TASK TO COMPLETE:
Pictures stay out of this copy, which runs from the first line of the material through the line containing "</browser-window>".

[START]

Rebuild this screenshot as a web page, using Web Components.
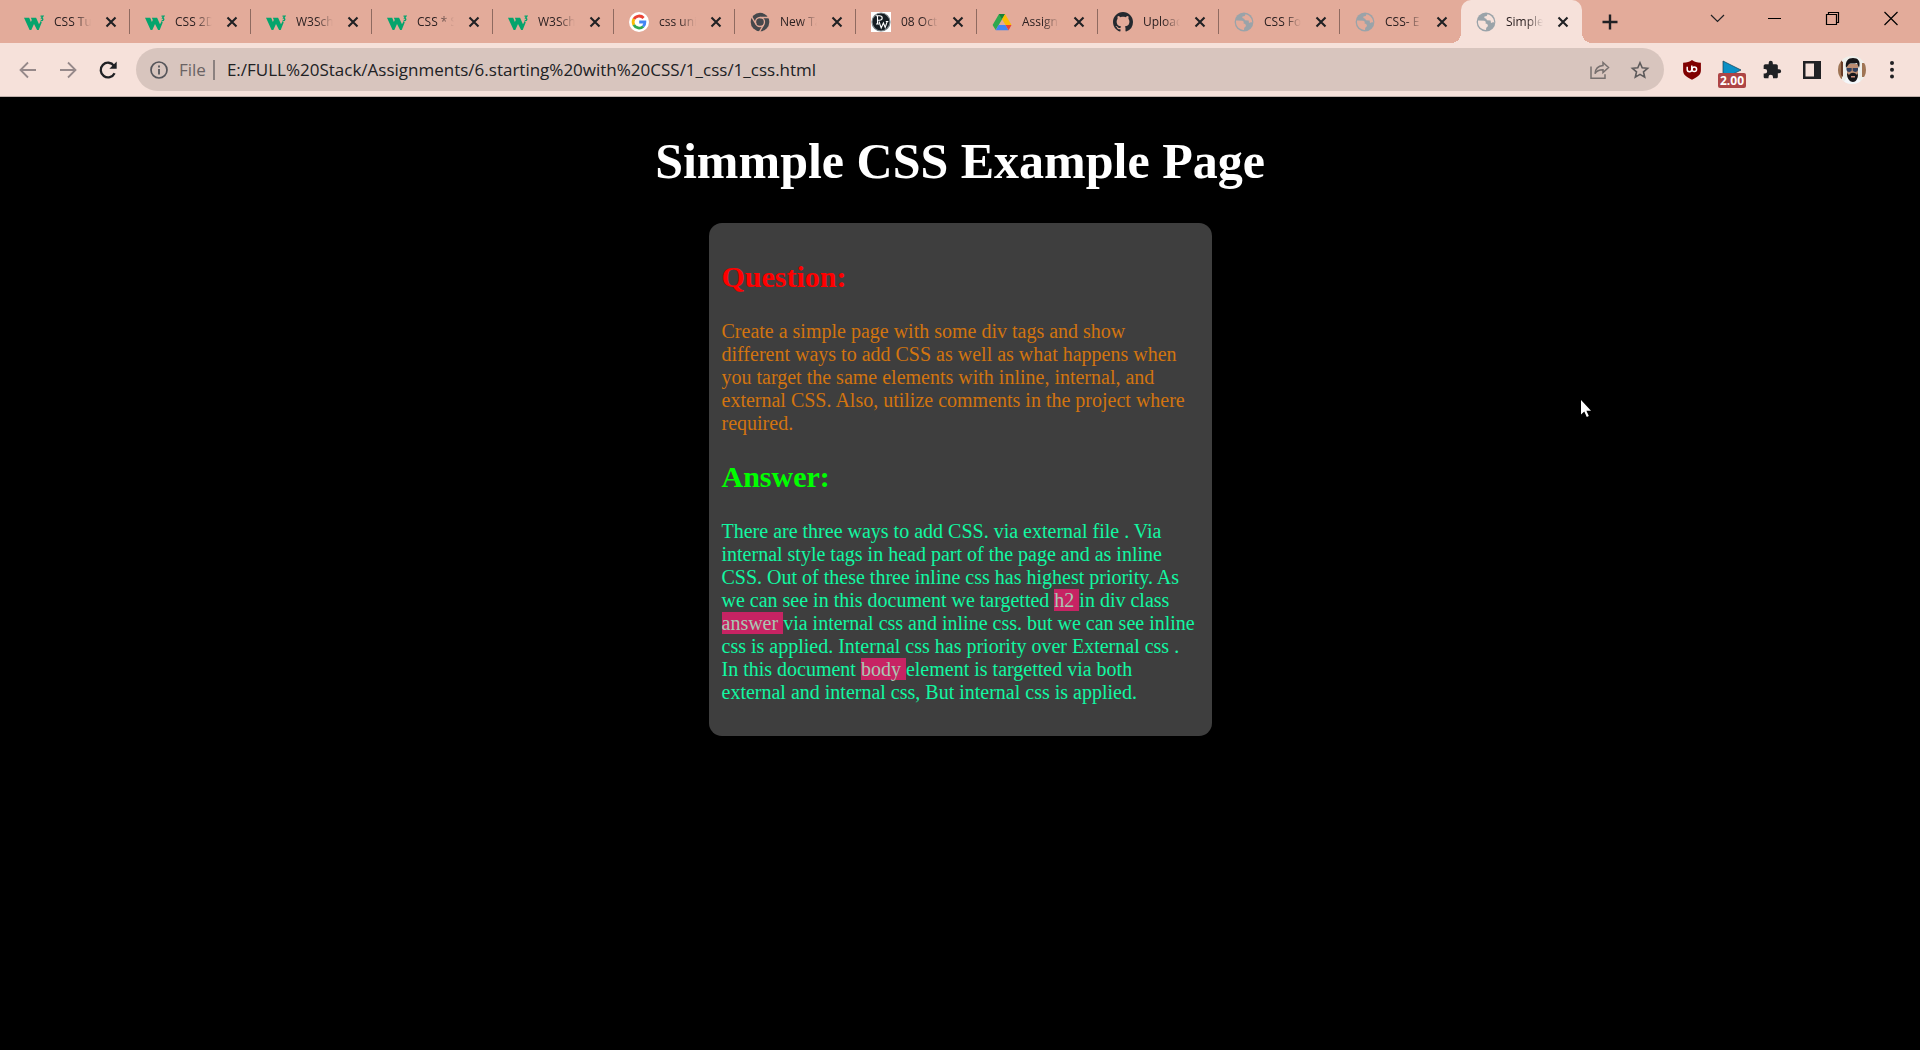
<!DOCTYPE html>
<html lang="en">
<head>
<meta charset="utf-8">
<title>Simmple CSS Example Page</title>
<style>
  html, body { height: 100%; margin: 0; background: #000; }
  body { font-family: "Open Sans", "Noto Sans", sans-serif; color: #202124; }
</style>
</head>
<body>
<browser-window>
  <tab-strip slot="tabs">
    <browser-tab icon="w3">CSS Tu</browser-tab>
    <browser-tab icon="w3">CSS 2D</browser-tab>
    <browser-tab icon="w3">W3Sch</browser-tab>
    <browser-tab icon="w3">CSS * S</browser-tab>
    <browser-tab icon="w3">W3Sch</browser-tab>
    <browser-tab icon="google">css uni</browser-tab>
    <browser-tab icon="chrome">New Ta</browser-tab>
    <browser-tab icon="pw">08 Oct</browser-tab>
    <browser-tab icon="drive">Assign</browser-tab>
    <browser-tab icon="github">Upload</browser-tab>
    <browser-tab icon="globe">CSS Fo</browser-tab>
    <browser-tab icon="globe" last>CSS- E</browser-tab>
    <browser-tab icon="globe" active>Simple</browser-tab>
  </tab-strip>
  <tool-bar slot="toolbar"></tool-bar>
  <css-page>
    <span slot="title">Simmple CSS Example Page</span>
    <qa-section style="--head:#ff0000;--text:#d2740f">
      <span slot="heading">Question:</span>
      Create a simple page with some div tags and show different ways to add CSS as well as what happens when you target the same elements with inline, internal, and external CSS. Also, utilize comments in the project where required.
    </qa-section>
    <qa-section style="--head:#00ff00;--text:#12f8a2">
      <span slot="heading">Answer:</span>
      There are three ways to add CSS. via external file . Via internal style tags in head part of the page and as inline CSS. Out of these three inline css has highest priority. As we can see in this document we targetted <mark-term>h2 </mark-term>in div class <mark-term>answer </mark-term>via internal css and inline css. but we can see inline css is applied. Internal css has priority over External css . In this document <mark-term>body </mark-term>element is targetted via both external and internal css, But internal css is applied.
    </qa-section>
  </css-page>
</browser-window>

<script>
const ICONS = {
  w3: `<svg viewBox="0 0 20 20"><path fill="#04a46c" d="M0 5.800h5.200l1.700 4.200.9-2-.9-2.200h5.200l2.900 6.500 1.700-3.300 1 1.500-3 7.500h-1.600l-3.100-6-2.700 6H5.600z"/><path fill="none" stroke="#04a46c" stroke-width="1.300" d="M16.500 4.200h2.400l-1.300 1.900c1.700.2 1.700 2.800-.9 2.400"/></svg>`,
  google: `<svg viewBox="0 0 20 20"><circle cx="10" cy="10" r="10" fill="#fff"/><g fill="none" stroke-width="2.800"><path stroke="#ea4335" d="M4.900 7.100A6 6 0 0 1 14.600 6"/><path stroke="#fbbc05" d="M4.900 13A6.300 6.300 0 0 1 4.900 7"/><path stroke="#34a853" d="M4.800 12.900a6 6 0 0 0 9.400 1.500"/><path stroke="#4285f4" d="M10.200 10h5.700c.1 1.800-.6 3.400-1.800 4.500"/></g></svg>`,
  chrome: `<svg viewBox="0 0 20 20"><circle cx="10" cy="10" r="9.300" fill="#46484c"/><g fill="none" stroke="#e3ab9a" stroke-width="1.300"><circle cx="10" cy="10" r="4.500"/><path d="M10 5.500h9M6.100 12.300 1.600 4.700M13.900 12.300l-4.500 7.600"/></g><circle cx="10" cy="10" r="2.900" fill="#46484c"/></svg>`,
  pw: `<svg viewBox="0 0 20 20"><path fill="#fff" d="M0 0h20v20H0z"/><circle cx="10" cy="10" r="9" fill="#151d22" stroke="#7d8589" stroke-width="1.200"/><path fill="none" stroke="#fff" stroke-width="1.100" d="M6.500 12V3.800M4.800 3.800h3.700c3.600 0 3.600 4.400 0 4.400h-2M5 12h3M8 9.500l2.200 6.500 2.200-5 1.800 4.500 2-6M14.800 9.500h2.500"/></svg>`,
  drive: `<svg viewBox="0 0 20 20"><path fill="#2fa84f" d="M7 2h6l-2.900 5.200L3.700 18 .6 13z"/><path fill="#188038" d="M7 2h6l-3 5.200z"/><path fill="#fbbc04" d="M13 2l6.500 11h-6L10 7.200z"/><path fill="#4285f4" d="M6.500 13h7l3.100 5.300H3.700z"/><path fill="#ea4335" d="M13.500 13h6l-2.900 5.300z"/></svg>`,
  github: `<svg viewBox="0 0 16 16"><path fill="#24292f" d="M8 0C3.580 0 0 3.580 0 8c0 3.540 2.290 6.530 5.470 7.590.4.070.55-.17.55-.38 0-.19-.01-.82-.01-1.490-2.010.37-2.530-.49-2.690-.94-.09-.23-.48-.94-.82-1.130-.28-.15-.68-.52-.01-.53.63-.01 1.080.58 1.230.82.72 1.210 1.870.87 2.330.66.07-.52.28-.87.51-1.070-1.780-.2-3.640-.89-3.640-3.950 0-.87.31-1.590.82-2.150-.08-.2-.36-1.020.08-2.120 0 0 .67-.21 2.200.82.64-.18 1.320-.27 2-.27s1.360.09 2 .27c1.530-1.040 2.200-.82 2.200-.82.44 1.100.16 1.920.08 2.120.51.56.82 1.270.82 2.150 0 3.070-1.870 3.750-3.650 3.950.29.25.54.73.54 1.480 0 1.070-.01 1.930-.01 2.200 0 .21.15.46.55.38A8.010 8.010 0 0 0 16 8c0-4.420-3.580-8-8-8z"/></svg>`,
  globe: `<svg viewBox="0 0 20 20"><circle cx="10" cy="10" r="9.400" fill="#9aa3a9"/><path fill="var(--land,#e3ab9a)" d="M2 8.500l6.300.2c1.500.2 1.700 1.800 1.200 2.800 1.600.1 2.500.9 2.400 2.400-.1 1-1.500 1-1.700 2l-.2 2.100C5.700 18 2 14.500 2 10.300zM11.500 2.200l-.8 1.700-2.200.5c-.8 1 .5 2.300 1.500 2.200l1 1.700 3.600.3c.5.900-.3 2 .8 2.300l1.900-.8.900.8c.2-3.800-2.200-7.400-6.700-8.700z"/></svg>`,
  close: `<svg viewBox="0 0 20 20"><path fill="none" stroke="#202124" stroke-width="2.100" d="M5.500 5.500l9 9m0-9l-9 9"/></svg>`,
  plus: `<svg viewBox="0 0 20 20"><path fill="none" stroke="#202124" stroke-width="2.400" d="M10 2.500v15M2.500 10h15"/></svg>`,
  chevron: `<svg viewBox="0 0 20 20"><path fill="none" stroke="#202124" stroke-width="1.200" d="M4 7l6.500 6.500L17 7"/></svg>`,
  minimize: `<svg viewBox="0 0 20 20"><path fill="#000" d="M3 10h13v1H3z"/></svg>`,
  maximize: `<svg viewBox="0 0 20 20"><path fill="none" stroke="#000" stroke-width="1.200" d="M3.500 6.500h10v10h-10zM5.500 6.500v-2h10v10h-2"/></svg>`,
  exit: `<svg viewBox="0 0 20 20"><path fill="none" stroke="#000" stroke-width="1.200" d="M3.500 4l13 13m0-13l-13 13"/></svg>`,
  back: `<svg viewBox="0 0 20 20"><path fill="none" stroke="#96898a" stroke-width="1.800" d="M18 10H3M10 2.500L2.500 10l7.500 7.500"/></svg>`,
  forward: `<svg viewBox="0 0 20 20"><path fill="none" stroke="#96898a" stroke-width="1.800" d="M2 10h15M10 2.500l7.500 7.500-7.500 7.500"/></svg>`,
  reload: `<svg viewBox="0 0 20 20"><path fill="none" stroke="#202124" stroke-width="2.300" d="M16.600 13.200A7.300 7.300 0 1 1 16 5.800"/><path fill="#202124" d="M18.700 1.500v7.300h-7.300z"/></svg>`,
  info: `<svg viewBox="0 0 20 20"><circle cx="10" cy="10" r="8" fill="none" stroke="#55555a" stroke-width="1.700"/><path fill="#55555a" d="M9.100 5.600h1.800v1.800H9.100zM9.100 9h1.800v5.400H9.100z"/></svg>`,
  share: `<svg viewBox="0 0 20 20"><g fill="none" stroke="#77706f" stroke-width="1.500"><path d="M1 6.500v11.700h14v-4"/><path d="M13 2.500l5.500 5-5.500 5V9.700c-4 0-6.600 1.300-8 4 .3-4.500 3-7.800 8-8.200z"/></g></svg>`,
  star: `<svg viewBox="0 0 20 20"><path fill="none" stroke="#5e5b5c" stroke-width="1.600" d="M10 2.800l2.200 5 5.400.5-4.100 3.600 1.200 5.300L10 14.400l-4.700 2.800 1.200-5.300-4.100-3.600 5.400-.5z"/></svg>`,
  shield: `<svg viewBox="0 0 20 20"><path fill="#800000" d="M10 0c2.500 1.800 5 2.600 8.900 2.700v7.800c0 4.300-3.600 6.700-8.900 9.300-5.300-2.600-8.900-5-8.900-9.300V2.700C5 2.600 7.500 1.800 10 0z"/><path fill="none" stroke="#fff" stroke-width="1.500" d="M5.200 6.800v2.700c0 2.900 4.600 2.900 4.600 0V5.500"/><circle cx="12.300" cy="9.300" r="2.300" fill="none" stroke="#fff" stroke-width="1.500"/></svg>`,
  play: `<svg viewBox="0 0 20 20"><path fill="#0b8fc4" stroke="#123c50" stroke-width=".7" d="M1 1l18 9L1 19z"/></svg>`,
  puzzle: `<svg viewBox="0 0 24 24"><path fill="#202124" d="M20.500 11H19V7c0-1.100-.9-2-2-2h-4V3.500a2.500 2.500 0 0 0-5 0V5H4c-1.100 0-2 .9-2 2v3.800h1.500a2.700 2.700 0 0 1 0 5.400H2V20c0 1.100.9 2 2 2h3.800v-1.500a2.700 2.700 0 0 1 5.400 0V22H17c1.100 0 2-.9 2-2v-4h1.500a2.500 2.500 0 0 0 0-5z"/></svg>`,
  panel: `<svg viewBox="0 0 20 20"><path fill="#202124" fill-rule="evenodd" d="M1 1h18v18H1zM3.500 3.500v13h8.500v-13z"/></svg>`,
  menu: `<svg viewBox="0 0 20 20"><g fill="#202124"><circle cx="10" cy="3" r="2"/><circle cx="10" cy="9.800" r="2"/><circle cx="10" cy="16.500" r="2"/></g></svg>`,
  avatar: `<svg viewBox="0 0 28 28"><clipPath id="c"><circle cx="14" cy="14" r="14"/></clipPath><g clip-path="url(#c)"><path fill="#eeefeb" d="M0 0h28v28H0z"/><path fill="#a07555" d="M0 6l4-3v20l-4-1zM24 7h4v14h-4z"/><path fill="#6a3d27" d="M3 5l2 1v15l-2-2z"/><path fill="#f4f7fa" d="M5 28l4-7 6 3 5-2 5 6z"/><path fill="#bd8e73" d="M9 8h11v10c0 5-3 7-5 7s-6-2-6-7z"/><path fill="#171619" d="M8 12C7 5 10 2 15 2s8 3 6 10l-2-5c-3 1-6 0-8 1zM9 17l2 2c2-3 6-3 8 0l1-2c0 6-2 9-5 9s-6-3-6-9z"/><path fill="#32405e" d="M8.500 12h5.200v2.500c-1 2-4.500 2-5.200-.5zM14.700 12H20v2c-.7 2.500-4.300 2.500-5.300.5z"/><path fill="#c88b79" d="M13 20h4v1.500h-4z"/></g></svg>`,
  cursor: `<svg viewBox="0 0 12 18"><path fill="#fff" d="M0 0v14.500l3.300-3 2.500 5.500 2-.9-2.400-5.300H10z"/></svg>`
};

class BaseElement extends HTMLElement {
  constructor() {
    super();
    this.attachShadow({ mode: "open" });
  }
  connectedCallback() {
    this.shadowRoot.innerHTML = `<style>:host,*{box-sizing:border-box}${this.styles()}</style>${this.markup()}`;
  }
}

customElements.define("ui-icon", class extends BaseElement {
  styles() { return `:host{display:block;flex:none;width:20px;height:20px}svg{display:block;width:100%;height:100%}`; }
  markup() { return ICONS[this.getAttribute("name")]; }
});

customElements.define("icon-button", class extends BaseElement {
  styles() {
    return `:host{display:flex;flex:none;width:40px;height:40px}
      button{display:flex;flex:1;align-items:center;justify-content:center;padding:0;border:0;background:none;font:inherit}
      ui-icon{width:var(--size,20px);height:var(--size,20px)}`;
  }
  markup() {
    return `<button type="button" aria-label="${this.getAttribute("label")}"><ui-icon name="${this.getAttribute("icon")}"></ui-icon></button>`;
  }
});

customElements.define("browser-window", class extends BaseElement {
  styles() {
    return `:host{display:flex;flex-direction:column;min-height:100vh}
      header{background:#e3ab9a}main{flex:1;display:flex;flex-direction:column}`;
  }
  markup() { return `<header><slot name="tabs"></slot><slot name="toolbar"></slot></header><main><slot></slot></main>`; }
});

customElements.define("tab-strip", class extends BaseElement {
  styles() {
    return `:host{display:flex;height:43px;padding-left:9px;align-items:stretch}
      .new{width:56px;height:43px}
      .window{display:flex;margin-left:auto}
      .window icon-button{width:58px;height:36px}`;
  }
  markup() {
    return `<slot></slot><icon-button class="new" icon="plus" label="New tab"></icon-button>
      <div class="window">
        <icon-button icon="chevron" label="Search tabs"></icon-button>
        <icon-button icon="minimize" label="Minimize"></icon-button>
        <icon-button icon="maximize" label="Restore"></icon-button>
        <icon-button icon="exit" label="Close"></icon-button>
      </div>`;
  }
});

customElements.define("browser-tab", class extends BaseElement {
  styles() {
    return `:host{display:flex;position:relative;flex:0 1 121px;min-width:0;align-items:center;padding:0 9px 0 15px}
      :host::after{content:"";position:absolute;right:0;top:9px;width:1px;height:25px;background:#8f6a60}
      :host([last])::after{display:none}
      :host([active]){background:#f6e1da;border-radius:10px 10px 0 0;--land:#f6e1da}
      :host([active])::before,:host([active])::after{content:"";position:absolute;top:auto;bottom:0;width:10px;height:10px}
      :host([active])::before{left:-10px;background:radial-gradient(circle at 0 0,transparent 10px,#f6e1da 10px)}
      :host([active])::after{right:-10px;background:radial-gradient(circle at 100% 0,transparent 10px,#f6e1da 10px)}
      .title{flex:1;min-width:0;display:flex;align-items:center;gap:10px;padding:0;border:0;background:none;font:inherit;font-size:12px;line-height:20px;color:#2b2021;text-align:left}
      .text{flex:1;min-width:0;overflow:hidden;white-space:nowrap;-webkit-mask-image:linear-gradient(90deg,#000 55%,transparent);mask-image:linear-gradient(90deg,#000 55%,transparent)}
      icon-button{width:20px;height:20px;margin-left:10px}`;
  }
  markup() {
    return `<button class="title" type="button"><ui-icon name="${this.getAttribute("icon")}"></ui-icon><span class="text"><slot></slot></span></button>
      <icon-button icon="close" label="Close tab"></icon-button>`;
  }
});

customElements.define("tool-bar", class extends BaseElement {
  styles() {
    return `:host{display:flex;align-items:center;height:54px;padding:0 8px;background:#f6e1da;border-bottom:1px solid #bfb0ab}
      url-bar{flex:1;margin:0 8px}
      .avatar{--size:28px}`;
  }
  markup() {
    return `<icon-button icon="back" label="Back"></icon-button>
      <icon-button icon="forward" label="Forward"></icon-button>
      <icon-button icon="reload" label="Reload"></icon-button>
      <url-bar></url-bar>
      <icon-button icon="shield" label="Content blocker"></icon-button>
      <speed-badge>2.00</speed-badge>
      <icon-button icon="puzzle" label="Extensions"></icon-button>
      <icon-button icon="panel" label="Side panel"></icon-button>
      <icon-button class="avatar" icon="avatar" label="Profile"></icon-button>
      <icon-button icon="menu" label="Menu"></icon-button>`;
  }
});

customElements.define("url-bar", class extends BaseElement {
  styles() {
    return `:host{display:flex;align-items:center;height:43px;padding:0 4px 0 13px;border-radius:22px;background:#d8c5be;font-size:17px}
      label{display:flex;align-items:center;gap:10px;color:#6a6364}
      .rule{width:2px;height:20px;margin:0 12px 0 7px;background:#8b8180}
      input{flex:1;min-width:0;height:30px;padding:0;border:0;outline:0;background:none;font:inherit;color:#202124}`;
  }
  markup() {
    return `<label for="url"><ui-icon name="info"></ui-icon>File</label><span class="rule"></span>
      <input id="url" type="text" value="E:/FULL%20Stack/Assignments/6.starting%20with%20CSS/1_css/1_css.html" spellcheck="false">
      <icon-button icon="share" label="Share"></icon-button>
      <icon-button icon="star" label="Bookmark"></icon-button>`;
  }
});

customElements.define("speed-badge", class extends BaseElement {
  styles() {
    return `:host{display:block;flex:none;width:40px;height:40px}
      button{position:relative;display:flex;align-items:center;justify-content:center;width:100%;height:100%;padding:0;border:0;background:none;font:inherit}
      span{position:absolute;left:6px;bottom:2px;width:28px;border-radius:2px;background:#ae4545;color:#fff;font-size:12px;font-weight:700;line-height:15px;text-align:center}`;
  }
  markup() { return `<button type="button"><ui-icon name="play"></ui-icon><span><slot></slot></span></button>`; }
});

customElements.define("css-page", class extends BaseElement {
  styles() {
    return `:host{display:block;position:relative;flex:1;background:#000;font-family:"Liberation Serif","Times New Roman",serif;font-size:20px;line-height:23px}
      h1{margin:35px 0 33px;color:#fff;font-size:50px;line-height:58px;text-align:center}
      article{width:503px;max-width:100%;margin:0 auto;padding:12px 16px 12px 13px;border-radius:13px;background:#3e3e3e;display:flow-root}
      ui-icon{position:absolute;left:1581px;top:303px;width:12px;height:18px}`;
  }
  markup() { return `<h1><slot name="title"></slot></h1><article><slot></slot></article><ui-icon name="cursor"></ui-icon>`; }
});

customElements.define("qa-section", class extends BaseElement {
  styles() {
    return `:host{display:block}
      h2{margin:25px 0 26px;color:var(--head);font-size:30px;line-height:34px}
      p{margin:20px 0;color:var(--text)}`;
  }
  markup() { return `<h2><slot name="heading"></slot></h2><p><slot></slot></p>`; }
});

customElements.define("mark-term", class extends BaseElement {
  styles() { return `:host{display:inline}span{background:#c72363;color:#a9c8b4}`; }
  markup() { return `<span><slot></slot></span>`; }
});
</script>
</body>
</html>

[END]

OUTPUT:
Rebuild this screenshot as a web page, using Web Components.
<!DOCTYPE html>
<html lang="en">
<head>
<meta charset="utf-8">
<title>Simmple CSS Example Page</title>
<style>
  html, body { height: 100%; margin: 0; background: #000; }
  body { font-family: "Open Sans", "Noto Sans", sans-serif; color: #202124; }
</style>
</head>
<body>
<browser-window>
  <tab-strip slot="tabs">
    <browser-tab icon="w3">CSS Tu</browser-tab>
    <browser-tab icon="w3">CSS 2D</browser-tab>
    <browser-tab icon="w3">W3Sch</browser-tab>
    <browser-tab icon="w3">CSS * S</browser-tab>
    <browser-tab icon="w3">W3Sch</browser-tab>
    <browser-tab icon="google">css uni</browser-tab>
    <browser-tab icon="chrome">New Ta</browser-tab>
    <browser-tab icon="pw">08 Oct</browser-tab>
    <browser-tab icon="drive">Assign</browser-tab>
    <browser-tab icon="github">Upload</browser-tab>
    <browser-tab icon="globe">CSS Fo</browser-tab>
    <browser-tab icon="globe" last>CSS- E</browser-tab>
    <browser-tab icon="globe" active>Simple</browser-tab>
  </tab-strip>
  <tool-bar slot="toolbar"></tool-bar>
  <css-page>
    <span slot="title">Simmple CSS Example Page</span>
    <qa-section style="--head:#ff0000;--text:#d2740f">
      <span slot="heading">Question:</span>
      Create a simple page with some div tags and show different ways to add CSS as well as what happens when you target the same elements with inline, internal, and external CSS. Also, utilize comments in the project where required.
    </qa-section>
    <qa-section style="--head:#00ff00;--text:#12f8a2">
      <span slot="heading">Answer:</span>
      There are three ways to add CSS. via external file . Via internal style tags in head part of the page and as inline CSS. Out of these three inline css has highest priority. As we can see in this document we targetted <mark-term>h2 </mark-term>in div class <mark-term>answer </mark-term>via internal css and inline css. but we can see inline css is applied. Internal css has priority over External css . In this document <mark-term>body </mark-term>element is targetted via both external and internal css, But internal css is applied.
    </qa-section>
  </css-page>
</browser-window>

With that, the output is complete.